Tianfu Wu used to dream of the day when cancer could be detected long before it was diagnosed. Now he sees that day dawning because of a system his research group created called the ultrasensitive polymeric sensing system (UPSS), which may detect biomarkers early – well before an illness strikes.
Wu, assistant professor of biomedical engineering, recalls a handful of years ago when he would chat with a colleague now and again on a train as they commuted to work. “She was in great condition, very active,” said Wu.
“And then one day, within a couple of months, as if out of nowhere, I received an email that her funeral was being planned and she had died of pancreatic cancer.

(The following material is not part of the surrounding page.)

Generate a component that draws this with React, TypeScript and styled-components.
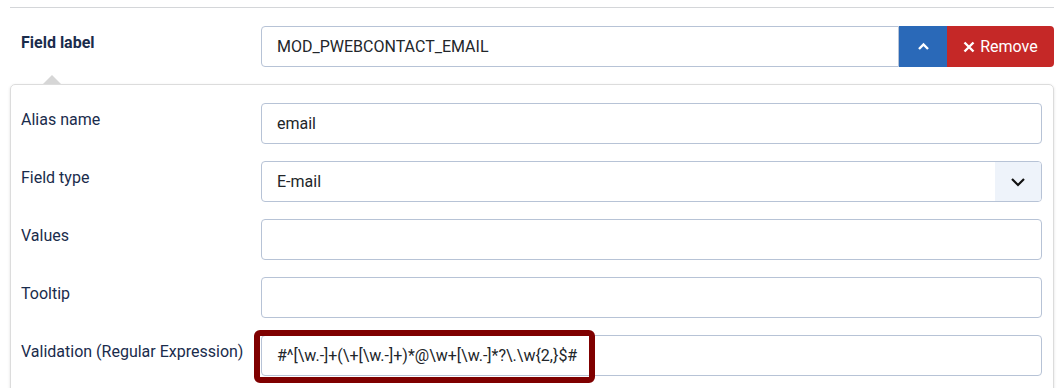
import React from "react";
import styled, { createGlobalStyle } from "styled-components";

const GlobalStyle = createGlobalStyle`
  body {
    margin: 0;
    background: #fff;
    font-family: Roboto, "Liberation Sans", sans-serif;
    font-size: 16px;
    color: #22262a;
  }
`;

const Page = styled.div`
  width: 1044px;
  padding: 7px 10px 0 10px;
`;

const Rule = styled.hr`
  margin: 0 0 18px 0;
  border: 0;
  border-top: 1px solid #d4d6d9;
`;

const Row = styled.div<{ $gap?: number }>`
  display: flex;
  align-items: flex-start;
  margin-bottom: ${(p) => p.$gap ?? 17}px;
`;

const Label = styled.div<{ $bold?: boolean; $w: number; $pad: number }>`
  width: ${(p) => p.$w}px;
  flex: none;
  padding: 5px 0 0 ${(p) => p.$pad}px;
  box-sizing: border-box;
  line-height: 24px;
  color: #1a2c4c;
  font-weight: ${(p) => (p.$bold ? 700 : 400)};
`;

const Control = styled.div`
  flex: 1;
  display: flex;
  position: relative;
`;

const Input = styled.div<{ $joined?: boolean }>`
  flex: 1;
  height: 41px;
  box-sizing: border-box;
  border: 1px solid #b7c3d6;
  border-radius: ${(p) => (p.$joined ? "4px 0 0 4px" : "4px")};
  padding: 0 15px;
  display: flex;
  align-items: center;
  font-size: 16px;
  color: #22262a;
  background: #fff;
`;

const SelectBox = styled(Input)`
  padding-right: 0;
  justify-content: space-between;
`;

const Caret = styled.div`
  width: 46px;
  height: 39px;
  background: #eef3fa;
  display: flex;
  align-items: center;
  justify-content: center;
  border-radius: 0 3px 3px 0;
`;

const Button = styled.div<{ $color: string; $w: number; $last?: boolean }>`
  width: ${(p) => p.$w}px;
  height: 41px;
  background: ${(p) => p.$color};
  color: #fff;
  display: flex;
  align-items: center;
  justify-content: center;
  gap: 5px;
  font-size: 16px;
  border-radius: ${(p) => (p.$last ? "0 4px 4px 0" : "0")};
`;

const Panel = styled.div`
  position: relative;
  border: 1px solid #dcdcdc;
  border-radius: 5px;
  box-shadow: 0 1px 3px rgba(0, 0, 0, 0.12);
  padding: 18px 11px 40px 0;
  &::before {
    content: "";
    position: absolute;
    top: -10px;
    left: 32px;
    border-left: 9px solid transparent;
    border-right: 9px solid transparent;
    border-bottom: 9px solid #d6d6d6;
  }
`;

const Highlight = styled.div`
  position: absolute;
  left: -7px;
  top: -5px;
  width: 341px;
  height: 53px;
  box-sizing: border-box;
  border: 6px solid #7f0000;
  border-radius: 6px;
  pointer-events: none;
`;

const ChevronDown = () => (
  <svg width="16" height="10" viewBox="0 0 16 10">
    <path d="M2 2l6 6 6-6" fill="none" stroke="#111" strokeWidth="2.2" />
  </svg>
);

const ChevronUp = () => (
  <svg width="13" height="9" viewBox="0 0 13 9">
    <path d="M2 7l4.5-4.5L11 7" fill="none" stroke="#fff" strokeWidth="2.4" />
  </svg>
);

const Cross = () => (
  <svg width="12" height="12" viewBox="0 0 12 12">
    <path d="M1.5 1.5l9 9M10.5 1.5l-9 9" stroke="#fff" strokeWidth="2.4" />
  </svg>
);

const fields = ["Alias name", "Field type", "Values", "Tooltip"];

export default function App() {
  return (
    <>
      <GlobalStyle />
      <Page>
        <Rule />
        <Row $gap={17}>
          <Label $bold $w={251} $pad={11}>
            Field label
          </Label>
          <Control>
            <Input $joined>MOD_PWEBCONTACT_EMAIL</Input>
            <Button $color="#2a69b8" $w={48}>
              <ChevronUp />
            </Button>
            <Button $color="#c52827" $w={107} $last>
              <Cross />
              Remove
            </Button>
          </Control>
        </Row>
        <Panel>
          {fields.map((name) => (
            <Row key={name}>
              <Label $w={250} $pad={10}>
                {name}
              </Label>
              <Control>
                {name === "Field type" ? (
                  <SelectBox>
                    E-mail
                    <Caret>
                      <ChevronDown />
                    </Caret>
                  </SelectBox>
                ) : (
                  <Input>{name === "Alias name" ? "email" : ""}</Input>
                )}
              </Control>
            </Row>
          ))}
          <Row>
            <Label $w={250} $pad={10}>
              Validation (Regular Expression)
            </Label>
            <Control>
              <Input>{"#^[\\w.-]+(\\+[\\w.-]+)*@\\w+[\\w.-]*?\\.\\w{2,}$#"}</Input>
              <Highlight />
            </Control>
          </Row>
        </Panel>
      </Page>
    </>
  );
}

It seemed that quick.”
The experience cemented his goal. “We want something for early biomarker detection, an ultra-sensitive biosensor” said Wu.
And now he has it.
You can read about the UPSS, composed of gold nanoparticle (gNP)-decorated polymer in Advanced Materials (with a current impact factor of 19.791), which published the article about Wu’s experiments with the UPSS. One of Wu’s Ph.D students, Zuan-Tao Lin, is the leading author of “A nanoparticle-decorated biomolecule-responsive polymer enables robust signaling cascade for biosensing.”
Wu’s device can also detect the level of toxins in environmental samples.
“The early detection of pathogens, biomarkers or toxins in clinical or environmental samples is a great challenge, especially at ultralow concentrations,” said Wu.
Conventional technologies using chain reactions or mass spectrometry are tedious and time consuming so there is an increasing demand to develop the rapid-sensing strategy. “We are developing an ultra-sensitive device to detect biomolecules that could be biomarkers for disease or could be environmental toxins in fresh water,” said Wu.
Using the UPSS Wu and his students tested Anatoxin- a, which can be secreted into water by blue-green algae.
It’s small and usually the concentration is low in water, only trace amounts exist. But don’t let that innocuous description fool you. Anatoxin-a is also known as “Very Fast Death Factor” (VFDF).
“It can have a very bad cumulative effect,” said Wu. “Anatoxin-a has acute neuro toxicity, so even in trace amounts it is bad. If we can detect it we can alert people to be careful of this water source.”
Wu created a signal amplification system for the UPSS to allow robust and accurate biomolecular recognition.
“The importance of this technology is that we designed and fabricated a sensor that is sensitive enough to detect biomolecules,” said Wu. Indeed it detected the Anatoxin-a in a sample. It also detected thrombin (an enzyme which creates thrombosis) in another sample.
When a cyanotoxin or thrombin is present in a sample, it could bind to the specific molecular recognition core in the UPSS. That’s how you know this new specific object does not belong and is potentially dangerous.“It will also cause the polymer to shrink, or make a morphology change,” said Wu. Only in a diseased or effected specimen will this reaction take place.
Always the visionary, Wu thinks about this proof of concept and imagines the day when the UPSS will be included in regular medical exams.
“Even if you wanted to take a test today, no such test exists,” he said. “We want to develop this test and include it in the regular medical checkup or visit. It’s all about early detection.”